July meets August at Cousen Rose

0
Left: a painting of Charlayne Hunter-Gault by Glenn Tunstull. Right: An abstract by Deborah Colter.

Four artists headline the latest show at Cousen Rose Gallery in Oak Bluffs. Paul Goodnight has charcoals on exhibit, painter Mark Zeender returns to the gallery after almost 30 years with new landscapes, Glenn Tunstull displays his “dashilist” watercolors, and Deborah T. Colter presents her mixed-media abstract paintings. In addition, artists who exhibited in July share space with these headliners in the gallery’s final exhibit of the season.

An artist who works in a variety of mediums, Mr. Goodnight is showing his black-and-white charcoal sketches as well as pastels. Concentrating on the human figure, his work conveys an intensity and complexity of composition.

Mr. Zeender’s marinescapes capture the color and nuances of water and shore in near abstract style. An Islander, he has exhibited at the Vineyard Artisans Festival as well as Cousen Rose. In his artist’s statement, he quotes poet Emily Dickinson: “Exultation is the going of an inland soul.”

Mr. Tunstull has had an active career as a fashion illustrator in Vogue, Harper’s Bazaar, Women’s Wear Daily, and The New York Times, in addition to being an educator at the New School of Design, Marist College, Pratt Institute, and the Fashion Institute of Technology. “I have a preoccupation with water and light, which drives me to paint a particular setting,” he says in his artist’s statement. An extensive traveler, Mr. Tunstull creates watercolors that vary in subject from the Hudson Valley, Brazil, Australia, Bali, England, France, and the Caribbean. His Vineyard landscapes are executed in a style he calls “dashilism,” or brush strokes with rhythmic swirls.

Ms.
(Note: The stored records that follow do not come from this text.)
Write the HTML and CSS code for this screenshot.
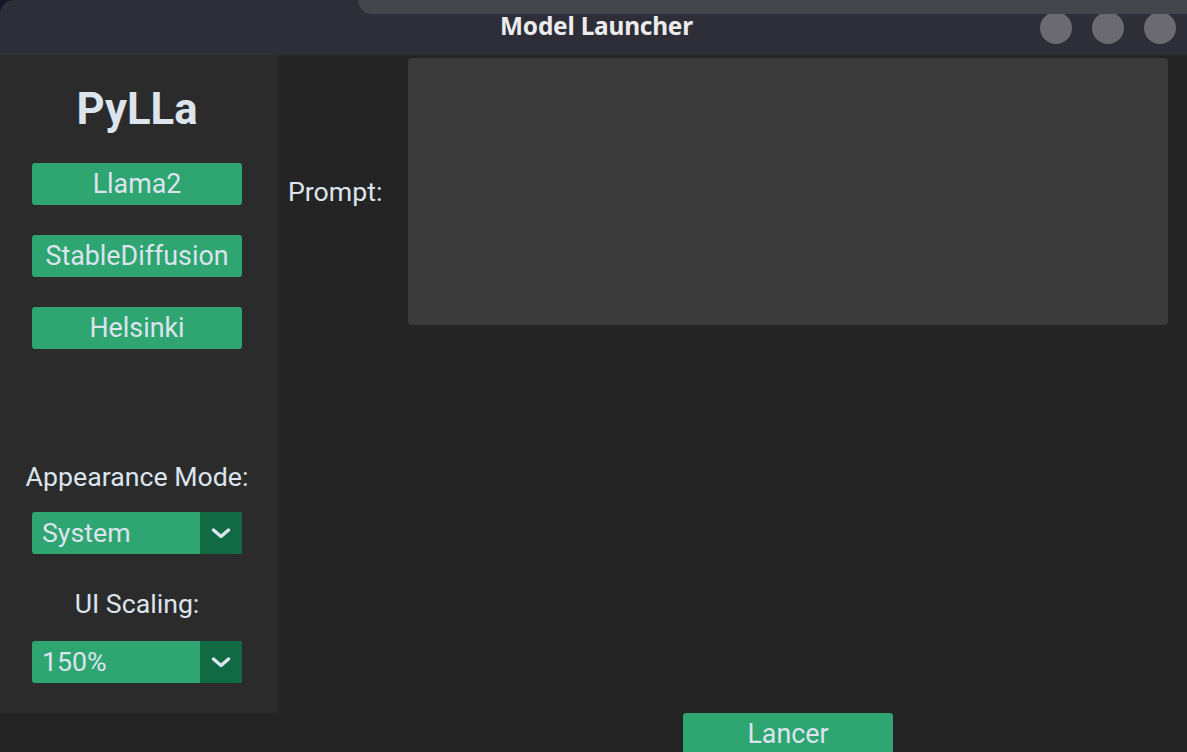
FILE: index.html
```html
<!DOCTYPE html>
<html lang="fr">
<head>
<meta charset="utf-8">
<title>Model Launcher</title>
<link rel="stylesheet" href="styles.css">
</head>
<body>
<div class="window">
  <header class="titlebar">
    <div class="behind-strip"></div>
    <div class="tb-left"></div>
    <div class="tb-title">Model Launcher</div>
    <div class="tb-controls">
      <span class="tb-dot"></span>
      <span class="tb-dot"></span>
      <span class="tb-dot"></span>
    </div>
  </header>
  <div class="content">
    <aside class="sidebar">
      <div class="logo">PyLLa</div>
      <div class="model-list">
        <button class="btn">Llama2</button>
        <button class="btn">StableDiffusion</button>
        <button class="btn">Helsinki</button>
      </div>
      <div class="spacer"></div>
      <div class="label label-appearance">Appearance Mode:</div>
      <div class="option">
        <span class="option-text">System</span>
        <span class="option-arrow"><svg width="20" height="11" viewBox="0 0 20 11"><path d="M2.5 2 L10 8.5 L17.5 2" fill="none" stroke="#dce4ee" stroke-width="3.4" stroke-linecap="round" stroke-linejoin="round"/></svg></span>
      </div>
      <div class="label label-scaling">UI Scaling:</div>
      <div class="option">
        <span class="option-text">150%</span>
        <span class="option-arrow"><svg width="20" height="11" viewBox="0 0 20 11"><path d="M2.5 2 L10 8.5 L17.5 2" fill="none" stroke="#dce4ee" stroke-width="3.4" stroke-linecap="round" stroke-linejoin="round"/></svg></span>
      </div>
    </aside>
    <main class="main">
      <div class="prompt-row">
        <label class="prompt-label">Prompt:</label>
        <div class="prompt-box"></div>
      </div>
      <div class="launch-row">
        <button class="btn btn-launch">Lancer</button>
      </div>
    </main>
  </div>
</div>
</body>
</html>
```

FILE: styles.css
```css
html, body {
  margin: 0;
  padding: 0;
}
body {
  width: 1187px;
  height: 752px;
  overflow: hidden;
  background: #15152a;
  font-family: Roboto, "Liberation Sans", sans-serif;
  color: #dce4ee;
}
.window {
  display: flex;
  flex-direction: column;
  height: 752px;
}
.titlebar {
  position: relative;
  height: 55px;
  flex: none;
  background: #2d2e37;
  border-top-left-radius: 14px;
  display: grid;
  grid-template-columns: 1fr auto 1fr;
  align-items: center;
}
.behind-strip {
  position: absolute;
  left: 358px;
  right: 0;
  top: 0;
  height: 14px;
  background: #45464c;
  border-bottom-left-radius: 14px;
}
.tb-title {
  position: relative;
  font-family: "Noto Sans", sans-serif;
  font-weight: 700;
  font-size: 24.4px;
  line-height: 30px;
  color: #ececee;
  padding-left: 6px;
  margin-bottom: 4px;
  letter-spacing: -0.2px;
}
.tb-controls {
  display: flex;
  justify-content: flex-end;
  gap: 20px;
  padding-right: 11px;
}
.tb-dot {
  width: 32px;
  height: 32px;
  border-radius: 50%;
  background: #6b6a70;
}
.content {
  flex: 1;
  display: flex;
  background: #242424;
  min-height: 0;
}
.sidebar {
  width: 278px;
  height: 658px;
  flex: none;
  background: #2b2b2b;
  display: flex;
  flex-direction: column;
  align-items: center;
  box-sizing: border-box;
  padding: 29px 0 30px;
}
.logo {
  font-size: 43.7px;
  font-weight: 700;
  line-height: 50px;
  color: #dce4ee;
  padding-right: 4px;
}
.model-list {
  margin-top: 29px;
  display: flex;
  flex-direction: column;
  gap: 30px;
  padding-right: 4px;
}
.btn {
  width: 210px;
  height: 42px;
  border: none;
  border-radius: 3px;
  background: #2fa572;
  color: #dce4ee;
  font-family: Roboto, "Liberation Sans", sans-serif;
  font-size: 26.8px;
  padding: 0;
  line-height: 42px;
}
.spacer {
  flex: 1;
}
.label {
  font-size: 26.7px;
  line-height: 42px;
  color: #dce4ee;
}
.label-appearance {
  margin-bottom: 14px;
  padding-right: 4px;
}
.label-scaling {
  margin-top: 29px;
  margin-bottom: 16px;
  padding-right: 4px;
}
.option {
  width: 210px;
  height: 42px;
  display: flex;
  border-radius: 3px;
  overflow: hidden;
  background: #2fa572;
  margin-right: 4px;
}
.option-text {
  flex: 1;
  font-size: 26.7px;
  line-height: 42px;
  padding-left: 10px;
}
.option-arrow {
  width: 42px;
  background: #106a43;
  display: flex;
  align-items: center;
  justify-content: center;
}
.main {
  flex: 1;
  display: flex;
  flex-direction: column;
}
.prompt-row {
  display: flex;
  align-items: center;
  padding: 3px 19px 0 10px;
}
.prompt-label {
  width: 120px;
  font-size: 26.7px;
  line-height: 42px;
  color: #dce4ee;
}
.prompt-box {
  flex: 1;
  height: 267px;
  background: #3b3b3b;
  border-radius: 4px;
}
.launch-row {
  margin-top: auto;
  padding-left: 405px;
  height: 39px;
  overflow: hidden;
}
.btn-launch {
  display: block;
}
```
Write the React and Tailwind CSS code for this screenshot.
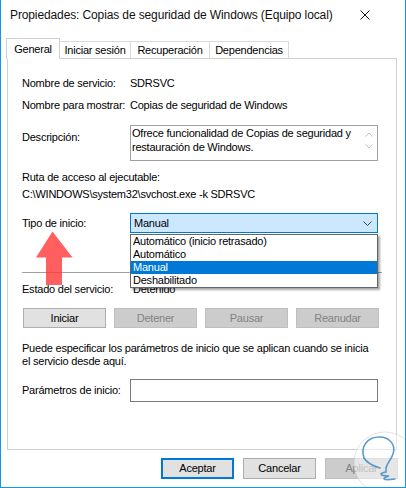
import React from "react";

const F = "font-['Liberation_Sans',Arial,sans-serif]";

function Row({ label, children, className = "" }) {
  return (
    <div className={`flex h-[13px] leading-[13px] ${className}`}>
      <div className="w-[108px] shrink-0 whitespace-nowrap">{label}</div>
      <div className="whitespace-nowrap">{children}</div>
    </div>
  );
}

function Btn({ children, disabled, primary, w = "w-[83px]", h = "h-[20px]" }) {
  const base = `${w} ${h} flex items-center justify-center leading-none`;
  if (primary)
    return <div className={`${base} bg-[#e1e1e1] border-2 border-[#0078d7]`}>{children}</div>;
  if (disabled)
    return <div className={`${base} bg-[#cccccc] border border-[#bfbfbf] text-[#838383]`}>{children}</div>;
  return <div className={`${base} bg-[#e1e1e1] border border-[#adadad]`}>{children}</div>;
}

export default function App() {
  return (
    <div className={`${F} relative overflow-hidden w-[406px] h-[488px] bg-white border-x border-b border-[#1196ea] flex flex-col text-[11px] text-black tracking-[-0.22px]`}>
      {/* title bar */}
      <div className="h-[30px] flex items-center pl-[9px] pr-[35px]">
        <div className="text-[12px] tracking-[-0.12px] text-[#111]">
          Propiedades: Copias de seguridad de Windows (Equipo local)
        </div>
        <svg className="ml-auto" width="10" height="10" viewBox="0 0 10 10">
          <path d="M0.5 0.5 L9.5 9.5 M9.5 0.5 L0.5 9.5" stroke="#111" strokeWidth="1" />
        </svg>
      </div>

      {/* tabs */}
      <div className="mt-[8px] h-[20px] flex items-end pl-[5px] relative z-10">
        <div className="w-[54px] h-[21px] -mb-px bg-white border-t border-x border-[#d0d0d0] flex justify-center pt-[4px] leading-[13px]">
          General
        </div>
        <div className="w-[71px] h-[17px] bg-white border-t border-r border-[#d9d9d9] flex justify-center pt-[2px] leading-[13px]">
          Iniciar sesión
        </div>
        <div className="w-[79px] h-[17px] bg-white border-t border-r border-[#d9d9d9] flex justify-center pt-[2px] leading-[13px]">
          Recuperación
        </div>
        <div className="w-[79px] h-[17px] bg-white border-t border-r border-[#d9d9d9] flex justify-center pt-[2px] leading-[13px]">
          Dependencias
        </div>
      </div>

      {/* panel */}
      <div className="ml-[6px] w-[390px] h-[392px] border border-[#d0d0d0] px-[14px] pt-[18px] flex flex-col relative">
        <Row label="Nombre de servicio:">SDRSVC</Row>
        <Row label="Nombre para mostrar:" className="mt-[9px]">Copias de seguridad de Windows</Row>

        <div className="flex mt-[13px]">
          <div className="w-[108px] shrink-0 pt-[6px] leading-[13px]">Descripción:</div>
          <div className="w-[248px] h-[36px] border border-[#a0a0a0] flex">
            <div className="flex-1 pl-[1px] leading-[14px] whitespace-nowrap">
              Ofrece funcionalidad de Copias de seguridad y<br />restauración de Windows.
            </div>
            <div className="w-[17px] flex flex-col items-center pt-[6px] gap-[7px]">
              <svg width="8" height="5" viewBox="0 0 8 5"><path d="M0.5 4.5 L4 1 L7.5 4.5" fill="none" stroke="#c2c2c2" /></svg>
              <svg width="8" height="5" viewBox="0 0 8 5"><path d="M0.5 0.5 L4 4 L7.5 0.5" fill="none" stroke="#c2c2c2" /></svg>
            </div>
          </div>
        </div>

        <div className="mt-[10px] leading-[13px]">Ruta de acceso al ejecutable:</div>
        <div className="mt-[4px] leading-[13px]">C:\WINDOWS\system32\svchost.exe -k SDRSVC</div>

        <div className="mt-[12px] flex items-center h-[20px]">
          <div className="w-[108px] shrink-0 leading-[13px]">Tipo de inicio:</div>
          <div className="relative w-[248px] h-[20px] border border-[#0078d7] bg-[#cce8ff] flex items-center pl-[3px] leading-[13px]">
            Manual
            <svg className="ml-auto mr-[5px]" width="9" height="5" viewBox="0 0 9 5">
              <path d="M0.5 0.5 L4.5 4.5 L8.5 0.5" fill="none" stroke="#444" />
            </svg>
            <div className="absolute z-20 left-[-1px] top-[20px] w-[248px] bg-white border border-[#646464] shadow-[2px_2px_2px_rgba(0,0,0,0.35)] flex flex-col">
              <div className="h-[13px] leading-[13px] pl-[2px]">Automático (inicio retrasado)</div>
              <div className="h-[13px] leading-[13px] pl-[2px]">Automático</div>
              <div className="h-[13px] leading-[13px] pl-[2px] bg-[#0078d7] text-white">Manual</div>
              <div className="h-[13px] leading-[13px] pl-[2px]">Deshabilitado</div>
            </div>
          </div>
        </div>

        <div className="mt-[39px] h-px bg-[#a0a0a0]" />

        <Row label="Estado del servicio:" className="mt-[10px]">
          <span className="pl-[3px]">Detenido</span>
        </Row>

        <div className="mt-[12px] flex gap-[8px] pl-[1px]">
          <Btn>Iniciar</Btn>
          <Btn disabled>Detener</Btn>
          <Btn disabled>Pausar</Btn>
          <Btn disabled>Reanudar</Btn>
        </div>

        <div className="mt-[14px] leading-[13px] whitespace-nowrap">
          Puede especificar los parámetros de inicio que se aplican cuando se inicia
          <br />
          el servicio desde aquí.
        </div>

        <div className="mt-[11px] flex items-center">
          <div className="w-[108px] shrink-0 leading-[13px]">Parámetros de inicio:</div>
          <div className="w-[248px] h-[23px] border border-[#7a7a7a] bg-white" />
        </div>
      </div>

      {/* bottom buttons */}
      <div className="mt-[8px] flex justify-end gap-[9px] pr-[7px]">
        <Btn primary w="w-[73px]" h="h-[21px]">Aceptar</Btn>
        <Btn w="w-[73px]" h="h-[21px]">Cancelar</Btn>
        <Btn disabled w="w-[73px]" h="h-[21px]">Aplicar</Btn>
      </div>

      {/* red arrow annotation */}
      <svg className="absolute left-[30px] top-[226px] z-30" width="48" height="64" viewBox="30 226 48 64">
        <path d="M51.5 231.5 L35 257.5 L45 257.5 L45 285 L61 285 L61 257.5 L71.5 257.5 Z" fill="rgba(255,55,55,0.8)" />
      </svg>

      {/* watermark logo */}
      <svg className="absolute left-[345px] top-[425px] z-30" width="80" height="80" viewBox="345 425 80 80">
        <circle cx="384" cy="463" r="31" fill="rgba(255,255,255,0.5)" stroke="rgba(200,200,200,0.5)" strokeWidth="1" />
        <path
          d="M363 458 C359 446 367 437 378 437 C389 437 395 445 392 454 C390 460 386 463 385 468 L385 472 C378 473 378 476 388 476 C381 478 380 481 394 479"
          fill="none"
          stroke="rgba(60,140,200,0.85)"
          strokeWidth="1.6"
          strokeLinecap="round"
        />
        <path d="M363 458 C366 463 372 466 379 468" fill="none" stroke="rgba(60,140,200,0.85)" strokeWidth="1.6" strokeLinecap="round" />
      </svg>
    </div>
  );
}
Colter has lived on the Island since 1982. She works in mixed media, employing acrylic paint, prismacolor pencils, conté crayons, pencil, and pastel. Her highly geometric abstracts often use layers of cut paper and collage, and she sands, scratches, and paints to create multiple effects. In her artist’s statement, she says, “Often I think of the view from an airplane window and how the surface below is mapped out by the intervention of the human hand. The roads, the buildings and homes, congestion in contrast with open spaces and how those elements interact with natural elements and each other. There is an ordered sense of chaos, a quiet beauty, when the landscape is viewed from above.”

Emily Levett, assistant to Cousen Rose Gallery owner Zita Cousens, is celebrating her 15th year at the gallery.  A librarian at the West Tisbury School, Ms. Levett, a Vineyard Haven resident, has a master’s degree in art history.